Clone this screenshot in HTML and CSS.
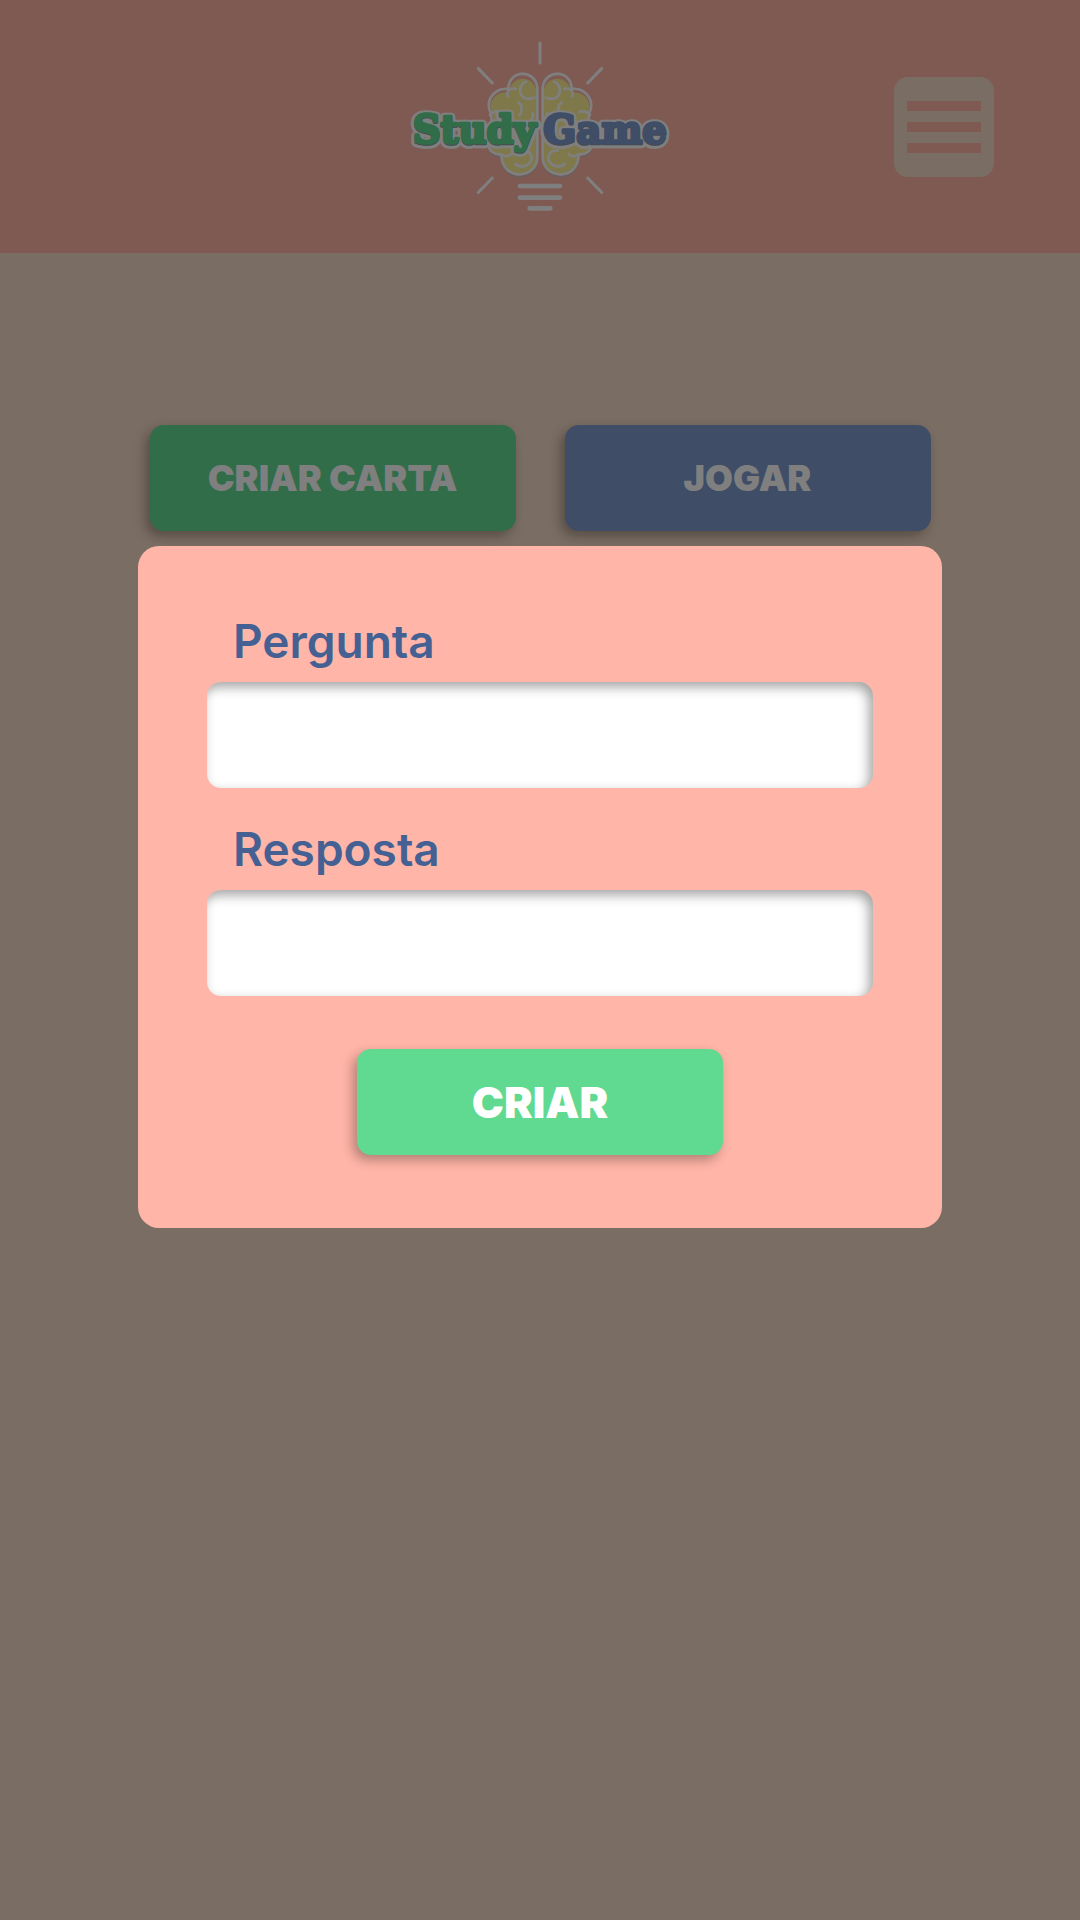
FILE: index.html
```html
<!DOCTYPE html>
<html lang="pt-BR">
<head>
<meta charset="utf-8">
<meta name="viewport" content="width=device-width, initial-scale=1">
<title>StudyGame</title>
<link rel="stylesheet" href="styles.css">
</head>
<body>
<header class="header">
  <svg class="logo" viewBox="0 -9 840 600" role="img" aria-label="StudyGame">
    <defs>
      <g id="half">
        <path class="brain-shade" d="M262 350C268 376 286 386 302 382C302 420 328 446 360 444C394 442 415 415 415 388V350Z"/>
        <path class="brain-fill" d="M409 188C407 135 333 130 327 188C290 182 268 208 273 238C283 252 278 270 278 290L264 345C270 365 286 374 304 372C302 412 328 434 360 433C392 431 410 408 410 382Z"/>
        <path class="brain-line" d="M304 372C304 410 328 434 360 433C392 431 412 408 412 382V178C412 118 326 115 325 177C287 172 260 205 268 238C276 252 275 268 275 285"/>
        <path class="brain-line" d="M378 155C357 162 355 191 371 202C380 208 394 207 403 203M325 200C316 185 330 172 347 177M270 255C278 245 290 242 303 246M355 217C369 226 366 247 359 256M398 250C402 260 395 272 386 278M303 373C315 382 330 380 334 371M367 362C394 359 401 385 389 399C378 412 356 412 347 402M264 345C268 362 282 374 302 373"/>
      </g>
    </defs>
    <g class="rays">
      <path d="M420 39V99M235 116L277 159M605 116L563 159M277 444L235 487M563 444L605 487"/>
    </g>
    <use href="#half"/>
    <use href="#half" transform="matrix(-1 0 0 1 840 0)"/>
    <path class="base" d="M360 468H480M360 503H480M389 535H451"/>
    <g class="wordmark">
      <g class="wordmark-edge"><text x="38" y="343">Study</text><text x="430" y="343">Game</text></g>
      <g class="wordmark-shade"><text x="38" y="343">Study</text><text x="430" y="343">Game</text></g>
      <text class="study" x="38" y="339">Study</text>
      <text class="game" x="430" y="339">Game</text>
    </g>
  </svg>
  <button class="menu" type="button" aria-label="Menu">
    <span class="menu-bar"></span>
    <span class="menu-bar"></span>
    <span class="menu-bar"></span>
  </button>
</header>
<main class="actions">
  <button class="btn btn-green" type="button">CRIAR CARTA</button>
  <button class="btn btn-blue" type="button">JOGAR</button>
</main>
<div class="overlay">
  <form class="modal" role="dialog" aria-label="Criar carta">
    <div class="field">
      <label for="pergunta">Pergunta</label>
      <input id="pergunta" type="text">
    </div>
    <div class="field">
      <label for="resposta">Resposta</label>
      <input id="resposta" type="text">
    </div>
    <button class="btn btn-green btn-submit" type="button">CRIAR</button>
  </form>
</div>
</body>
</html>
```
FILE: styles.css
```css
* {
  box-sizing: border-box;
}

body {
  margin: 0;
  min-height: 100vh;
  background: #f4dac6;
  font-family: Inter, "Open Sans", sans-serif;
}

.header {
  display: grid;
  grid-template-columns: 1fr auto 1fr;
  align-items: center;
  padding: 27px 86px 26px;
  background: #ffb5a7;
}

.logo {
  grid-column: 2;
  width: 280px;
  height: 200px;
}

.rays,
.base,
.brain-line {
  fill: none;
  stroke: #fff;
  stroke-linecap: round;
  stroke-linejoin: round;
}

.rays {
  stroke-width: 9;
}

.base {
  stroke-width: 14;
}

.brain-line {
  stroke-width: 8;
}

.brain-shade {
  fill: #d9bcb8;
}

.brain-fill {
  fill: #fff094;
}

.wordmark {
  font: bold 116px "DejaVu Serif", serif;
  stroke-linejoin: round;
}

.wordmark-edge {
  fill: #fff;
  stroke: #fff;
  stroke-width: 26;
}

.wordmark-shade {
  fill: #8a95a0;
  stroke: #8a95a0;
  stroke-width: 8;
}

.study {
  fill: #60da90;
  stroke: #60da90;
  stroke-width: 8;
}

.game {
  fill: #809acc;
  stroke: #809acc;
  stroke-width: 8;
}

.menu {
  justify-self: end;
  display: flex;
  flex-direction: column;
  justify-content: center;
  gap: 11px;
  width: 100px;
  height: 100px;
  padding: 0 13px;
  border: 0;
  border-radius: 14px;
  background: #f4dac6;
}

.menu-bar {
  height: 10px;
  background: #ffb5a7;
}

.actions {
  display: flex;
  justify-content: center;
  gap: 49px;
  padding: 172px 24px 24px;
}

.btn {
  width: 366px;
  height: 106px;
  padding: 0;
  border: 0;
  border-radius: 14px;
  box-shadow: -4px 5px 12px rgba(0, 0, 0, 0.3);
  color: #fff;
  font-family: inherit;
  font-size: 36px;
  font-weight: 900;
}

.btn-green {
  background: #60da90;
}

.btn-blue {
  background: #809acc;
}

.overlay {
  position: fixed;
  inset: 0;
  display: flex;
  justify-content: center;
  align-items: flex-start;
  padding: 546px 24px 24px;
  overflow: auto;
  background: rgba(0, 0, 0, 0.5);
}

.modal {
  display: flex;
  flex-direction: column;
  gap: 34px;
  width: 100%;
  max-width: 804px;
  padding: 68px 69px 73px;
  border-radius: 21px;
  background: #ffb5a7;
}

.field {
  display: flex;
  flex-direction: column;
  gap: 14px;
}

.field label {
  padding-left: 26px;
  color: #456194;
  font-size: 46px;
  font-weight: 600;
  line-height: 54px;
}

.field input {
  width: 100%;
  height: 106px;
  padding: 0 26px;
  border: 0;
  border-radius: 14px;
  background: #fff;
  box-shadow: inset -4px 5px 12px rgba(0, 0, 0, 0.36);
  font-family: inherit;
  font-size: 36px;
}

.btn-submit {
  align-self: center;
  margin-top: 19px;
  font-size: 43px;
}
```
★ ★ ★ ★ ★
> Instructions to follow
Return the material word for word. Pictures are not part of the copy.

> Full output
Clone this screenshot in HTML and CSS.
FILE: index.html
```html
<!DOCTYPE html>
<html lang="pt-BR">
<head>
<meta charset="utf-8">
<meta name="viewport" content="width=device-width, initial-scale=1">
<title>StudyGame</title>
<link rel="stylesheet" href="styles.css">
</head>
<body>
<header class="header">
  <svg class="logo" viewBox="0 -9 840 600" role="img" aria-label="StudyGame">
    <defs>
      <g id="half">
        <path class="brain-shade" d="M262 350C268 376 286 386 302 382C302 420 328 446 360 444C394 442 415 415 415 388V350Z"/>
        <path class="brain-fill" d="M409 188C407 135 333 130 327 188C290 182 268 208 273 238C283 252 278 270 278 290L264 345C270 365 286 374 304 372C302 412 328 434 360 433C392 431 410 408 410 382Z"/>
        <path class="brain-line" d="M304 372C304 410 328 434 360 433C392 431 412 408 412 382V178C412 118 326 115 325 177C287 172 260 205 268 238C276 252 275 268 275 285"/>
        <path class="brain-line" d="M378 155C357 162 355 191 371 202C380 208 394 207 403 203M325 200C316 185 330 172 347 177M270 255C278 245 290 242 303 246M355 217C369 226 366 247 359 256M398 250C402 260 395 272 386 278M303 373C315 382 330 380 334 371M367 362C394 359 401 385 389 399C378 412 356 412 347 402M264 345C268 362 282 374 302 373"/>
      </g>
    </defs>
    <g class="rays">
      <path d="M420 39V99M235 116L277 159M605 116L563 159M277 444L235 487M563 444L605 487"/>
    </g>
    <use href="#half"/>
    <use href="#half" transform="matrix(-1 0 0 1 840 0)"/>
    <path class="base" d="M360 468H480M360 503H480M389 535H451"/>
    <g class="wordmark">
      <g class="wordmark-edge"><text x="38" y="343">Study</text><text x="430" y="343">Game</text></g>
      <g class="wordmark-shade"><text x="38" y="343">Study</text><text x="430" y="343">Game</text></g>
      <text class="study" x="38" y="339">Study</text>
      <text class="game" x="430" y="339">Game</text>
    </g>
  </svg>
  <button class="menu" type="button" aria-label="Menu">
    <span class="menu-bar"></span>
    <span class="menu-bar"></span>
    <span class="menu-bar"></span>
  </button>
</header>
<main class="actions">
  <button class="btn btn-green" type="button">CRIAR CARTA</button>
  <button class="btn btn-blue" type="button">JOGAR</button>
</main>
<div class="overlay">
  <form class="modal" role="dialog" aria-label="Criar carta">
    <div class="field">
      <label for="pergunta">Pergunta</label>
      <input id="pergunta" type="text">
    </div>
    <div class="field">
      <label for="resposta">Resposta</label>
      <input id="resposta" type="text">
    </div>
    <button class="btn btn-green btn-submit" type="button">CRIAR</button>
  </form>
</div>
</body>
</html>
```
FILE: styles.css
```css
* {
  box-sizing: border-box;
}

body {
  margin: 0;
  min-height: 100vh;
  background: #f4dac6;
  font-family: Inter, "Open Sans", sans-serif;
}

.header {
  display: grid;
  grid-template-columns: 1fr auto 1fr;
  align-items: center;
  padding: 27px 86px 26px;
  background: #ffb5a7;
}

.logo {
  grid-column: 2;
  width: 280px;
  height: 200px;
}

.rays,
.base,
.brain-line {
  fill: none;
  stroke: #fff;
  stroke-linecap: round;
  stroke-linejoin: round;
}

.rays {
  stroke-width: 9;
}

.base {
  stroke-width: 14;
}

.brain-line {
  stroke-width: 8;
}

.brain-shade {
  fill: #d9bcb8;
}

.brain-fill {
  fill: #fff094;
}

.wordmark {
  font: bold 116px "DejaVu Serif", serif;
  stroke-linejoin: round;
}

.wordmark-edge {
  fill: #fff;
  stroke: #fff;
  stroke-width: 26;
}

.wordmark-shade {
  fill: #8a95a0;
  stroke: #8a95a0;
  stroke-width: 8;
}

.study {
  fill: #60da90;
  stroke: #60da90;
  stroke-width: 8;
}

.game {
  fill: #809acc;
  stroke: #809acc;
  stroke-width: 8;
}

.menu {
  justify-self: end;
  display: flex;
  flex-direction: column;
  justify-content: center;
  gap: 11px;
  width: 100px;
  height: 100px;
  padding: 0 13px;
  border: 0;
  border-radius: 14px;
  background: #f4dac6;
}

.menu-bar {
  height: 10px;
  background: #ffb5a7;
}

.actions {
  display: flex;
  justify-content: center;
  gap: 49px;
  padding: 172px 24px 24px;
}

.btn {
  width: 366px;
  height: 106px;
  padding: 0;
  border: 0;
  border-radius: 14px;
  box-shadow: -4px 5px 12px rgba(0, 0, 0, 0.3);
  color: #fff;
  font-family: inherit;
  font-size: 36px;
  font-weight: 900;
}

.btn-green {
  background: #60da90;
}

.btn-blue {
  background: #809acc;
}

.overlay {
  position: fixed;
  inset: 0;
  display: flex;
  justify-content: center;
  align-items: flex-start;
  padding: 546px 24px 24px;
  overflow: auto;
  background: rgba(0, 0, 0, 0.5);
}

.modal {
  display: flex;
  flex-direction: column;
  gap: 34px;
  width: 100%;
  max-width: 804px;
  padding: 68px 69px 73px;
  border-radius: 21px;
  background: #ffb5a7;
}

.field {
  display: flex;
  flex-direction: column;
  gap: 14px;
}

.field label {
  padding-left: 26px;
  color: #456194;
  font-size: 46px;
  font-weight: 600;
  line-height: 54px;
}

.field input {
  width: 100%;
  height: 106px;
  padding: 0 26px;
  border: 0;
  border-radius: 14px;
  background: #fff;
  box-shadow: inset -4px 5px 12px rgba(0, 0, 0, 0.36);
  font-family: inherit;
  font-size: 36px;
}

.btn-submit {
  align-self: center;
  margin-top: 19px;
  font-size: 43px;
}
```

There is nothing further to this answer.